Bachelor of Commerce
at Griffith University, Queensland.
A professional business degree covering accounting, finance, economics, marketing and management. Most providers offer CPA-accredited majors and a placement year.
ATAR cutoff history
Published cutoff data for the Griffith University Bachelor of Commerce. We never invent figures; entries marked "not published" mean the university or admissions centre has not released a verified cutoff for that intake.
| Intake year | ATAR cutoff | Admissions centre |
|---|---|---|
| 2024 | ATAR cutoff not published | QTAC |
| 2023 | ATAR cutoff not published | QTAC |
| 2022 | ATAR cutoff not published | QTAC |
No verified cutoffs are available. Confirm the latest figure on the official QTAC cutoff release.
Prerequisite Year 12 subjects
Brush up on each prerequisite with our state-syllabus explainers and dot points.
What you will study
First year builds the commerce core: financial accounting, microeconomics and macroeconomics, business statistics or quantitative methods, business finance and a commercial-law or business-environment course.

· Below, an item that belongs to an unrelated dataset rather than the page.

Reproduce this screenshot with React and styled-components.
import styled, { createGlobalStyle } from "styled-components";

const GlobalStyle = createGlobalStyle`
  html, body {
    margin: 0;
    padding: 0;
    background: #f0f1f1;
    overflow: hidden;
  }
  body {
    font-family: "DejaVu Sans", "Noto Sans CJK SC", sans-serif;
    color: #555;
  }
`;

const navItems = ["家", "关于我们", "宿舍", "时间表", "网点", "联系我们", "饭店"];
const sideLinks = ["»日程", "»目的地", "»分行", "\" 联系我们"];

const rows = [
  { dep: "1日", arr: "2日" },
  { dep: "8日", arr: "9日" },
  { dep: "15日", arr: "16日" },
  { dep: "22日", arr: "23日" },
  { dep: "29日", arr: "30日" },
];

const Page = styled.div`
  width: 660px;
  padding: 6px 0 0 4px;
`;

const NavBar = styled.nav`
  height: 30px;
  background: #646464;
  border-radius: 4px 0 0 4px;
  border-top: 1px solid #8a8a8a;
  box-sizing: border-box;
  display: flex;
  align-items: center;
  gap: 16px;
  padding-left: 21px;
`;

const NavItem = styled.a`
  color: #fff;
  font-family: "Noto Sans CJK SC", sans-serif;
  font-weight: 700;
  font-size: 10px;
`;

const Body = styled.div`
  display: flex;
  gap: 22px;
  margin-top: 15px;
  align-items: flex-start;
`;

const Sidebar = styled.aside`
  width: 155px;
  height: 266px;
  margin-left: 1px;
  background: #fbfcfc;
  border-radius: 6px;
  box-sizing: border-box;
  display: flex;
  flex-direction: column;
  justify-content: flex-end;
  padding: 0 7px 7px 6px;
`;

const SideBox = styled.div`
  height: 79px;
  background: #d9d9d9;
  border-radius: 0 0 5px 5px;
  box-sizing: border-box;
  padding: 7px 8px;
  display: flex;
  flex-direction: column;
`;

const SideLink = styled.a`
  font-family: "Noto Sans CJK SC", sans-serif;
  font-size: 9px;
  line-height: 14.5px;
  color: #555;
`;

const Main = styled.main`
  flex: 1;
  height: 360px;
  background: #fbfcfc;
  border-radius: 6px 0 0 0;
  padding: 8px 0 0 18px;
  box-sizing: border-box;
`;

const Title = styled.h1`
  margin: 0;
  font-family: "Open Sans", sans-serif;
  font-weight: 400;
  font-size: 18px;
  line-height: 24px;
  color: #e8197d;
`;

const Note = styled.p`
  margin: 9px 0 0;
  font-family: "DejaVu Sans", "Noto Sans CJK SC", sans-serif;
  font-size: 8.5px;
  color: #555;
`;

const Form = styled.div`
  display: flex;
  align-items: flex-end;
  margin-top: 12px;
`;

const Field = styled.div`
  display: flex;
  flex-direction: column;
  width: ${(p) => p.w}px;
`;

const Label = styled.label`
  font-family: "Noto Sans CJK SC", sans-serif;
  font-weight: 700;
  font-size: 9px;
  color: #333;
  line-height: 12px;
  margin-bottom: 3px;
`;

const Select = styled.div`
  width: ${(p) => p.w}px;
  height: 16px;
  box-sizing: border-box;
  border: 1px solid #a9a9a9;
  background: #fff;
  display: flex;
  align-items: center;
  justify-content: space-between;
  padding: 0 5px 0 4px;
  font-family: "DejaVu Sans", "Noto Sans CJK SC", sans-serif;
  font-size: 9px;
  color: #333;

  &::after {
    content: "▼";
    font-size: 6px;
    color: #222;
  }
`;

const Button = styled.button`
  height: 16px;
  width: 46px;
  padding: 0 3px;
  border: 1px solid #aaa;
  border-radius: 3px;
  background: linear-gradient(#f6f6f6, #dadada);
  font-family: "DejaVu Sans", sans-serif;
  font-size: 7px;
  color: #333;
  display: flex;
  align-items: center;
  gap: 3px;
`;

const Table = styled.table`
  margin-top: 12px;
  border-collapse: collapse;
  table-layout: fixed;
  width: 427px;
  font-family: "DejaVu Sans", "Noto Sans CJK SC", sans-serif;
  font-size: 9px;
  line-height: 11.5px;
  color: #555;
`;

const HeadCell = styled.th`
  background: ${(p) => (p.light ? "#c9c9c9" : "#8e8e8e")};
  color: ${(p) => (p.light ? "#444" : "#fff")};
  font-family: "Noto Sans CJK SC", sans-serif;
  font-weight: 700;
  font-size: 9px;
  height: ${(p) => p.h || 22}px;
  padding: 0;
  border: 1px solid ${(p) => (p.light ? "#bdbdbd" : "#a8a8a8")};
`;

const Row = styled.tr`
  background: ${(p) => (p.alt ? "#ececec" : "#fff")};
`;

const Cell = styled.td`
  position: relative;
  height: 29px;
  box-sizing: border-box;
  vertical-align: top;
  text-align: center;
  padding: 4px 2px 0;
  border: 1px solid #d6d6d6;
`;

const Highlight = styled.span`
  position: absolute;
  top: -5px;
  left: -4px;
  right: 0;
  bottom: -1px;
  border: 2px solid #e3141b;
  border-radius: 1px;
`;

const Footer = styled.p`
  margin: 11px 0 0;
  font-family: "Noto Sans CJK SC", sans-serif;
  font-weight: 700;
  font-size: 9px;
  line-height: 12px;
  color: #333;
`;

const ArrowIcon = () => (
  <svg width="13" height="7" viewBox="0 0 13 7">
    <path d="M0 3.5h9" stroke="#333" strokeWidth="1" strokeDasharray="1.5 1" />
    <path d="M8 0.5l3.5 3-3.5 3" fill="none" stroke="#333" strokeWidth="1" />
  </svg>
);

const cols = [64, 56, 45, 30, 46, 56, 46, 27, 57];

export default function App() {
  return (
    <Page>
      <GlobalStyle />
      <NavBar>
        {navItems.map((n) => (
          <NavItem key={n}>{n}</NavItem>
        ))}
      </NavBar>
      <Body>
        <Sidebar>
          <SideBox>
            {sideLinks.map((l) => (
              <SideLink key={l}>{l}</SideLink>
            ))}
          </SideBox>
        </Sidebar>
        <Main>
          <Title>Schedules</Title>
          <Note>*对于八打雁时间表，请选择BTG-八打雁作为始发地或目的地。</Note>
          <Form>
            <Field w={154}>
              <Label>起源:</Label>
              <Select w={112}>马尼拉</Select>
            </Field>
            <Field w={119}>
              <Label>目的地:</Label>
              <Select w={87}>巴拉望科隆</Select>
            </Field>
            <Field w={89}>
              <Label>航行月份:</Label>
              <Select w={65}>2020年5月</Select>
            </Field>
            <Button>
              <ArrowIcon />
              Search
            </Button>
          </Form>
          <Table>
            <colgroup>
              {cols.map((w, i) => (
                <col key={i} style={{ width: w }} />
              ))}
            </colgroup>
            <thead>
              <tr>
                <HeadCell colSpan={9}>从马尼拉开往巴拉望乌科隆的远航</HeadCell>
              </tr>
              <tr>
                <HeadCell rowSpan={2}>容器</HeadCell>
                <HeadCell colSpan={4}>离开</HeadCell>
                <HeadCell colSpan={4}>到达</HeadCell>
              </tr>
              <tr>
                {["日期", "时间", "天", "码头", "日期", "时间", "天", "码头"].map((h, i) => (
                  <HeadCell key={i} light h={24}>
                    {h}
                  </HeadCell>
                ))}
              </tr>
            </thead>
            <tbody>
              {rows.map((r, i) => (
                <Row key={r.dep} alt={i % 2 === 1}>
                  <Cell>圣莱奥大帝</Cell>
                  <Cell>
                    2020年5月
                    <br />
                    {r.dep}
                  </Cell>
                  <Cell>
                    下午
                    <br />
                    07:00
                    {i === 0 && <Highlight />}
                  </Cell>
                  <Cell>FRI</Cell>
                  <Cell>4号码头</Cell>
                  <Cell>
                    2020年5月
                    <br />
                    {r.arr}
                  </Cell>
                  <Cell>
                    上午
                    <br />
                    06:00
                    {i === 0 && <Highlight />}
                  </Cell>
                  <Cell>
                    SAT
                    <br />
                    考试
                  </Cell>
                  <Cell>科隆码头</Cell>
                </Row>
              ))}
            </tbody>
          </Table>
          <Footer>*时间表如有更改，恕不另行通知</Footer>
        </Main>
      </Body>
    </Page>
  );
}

The accounting major sequence is structured to meet CPA Australia and Chartered Accountants ANZ entry requirements. Teaching is mainly at Nathan and the Gold Coast. Second year deepens the chosen major (accounting, finance, financial planning or economics) with management accounting, corporate finance, company and taxation law, and econometrics for those on the economics path. Technical skill and spreadsheet and data work increase noticeably. Third year covers advanced and applied courses (auditing, advanced taxation, investment analysis, financial modelling) plus a capstone integrating course and usually a work-integrated learning placement or internship arranged through Griffith's professional-firm networks across south-east Queensland. Completing the accredited accounting sequence makes you eligible to begin the CPA or CA professional programme.
Example first-year subjects
- Accounting Principles
- Microeconomics
- Macroeconomics
- Business Finance
- Quantitative Methods for Business
- Business and Company Law
How you will be assessed
- Final exams worth 50 to 60 per cent in accounting, finance and economics courses
- Problem sets and technical assignments
- Spreadsheet and financial-modelling tasks
- Case-study reports and group projects
- Mid-semester tests
- Work-integrated learning placement report in third year
Career outcomes
- Graduates enter chartered accounting, audit and tax roles at the Big Four firms and mid-tier accounting practices.
- Common destinations include commercial banking, investment banking analyst programmes and financial planning practices.
- Many alumni move into corporate strategy, management consulting and finance functions within ASX-listed companies.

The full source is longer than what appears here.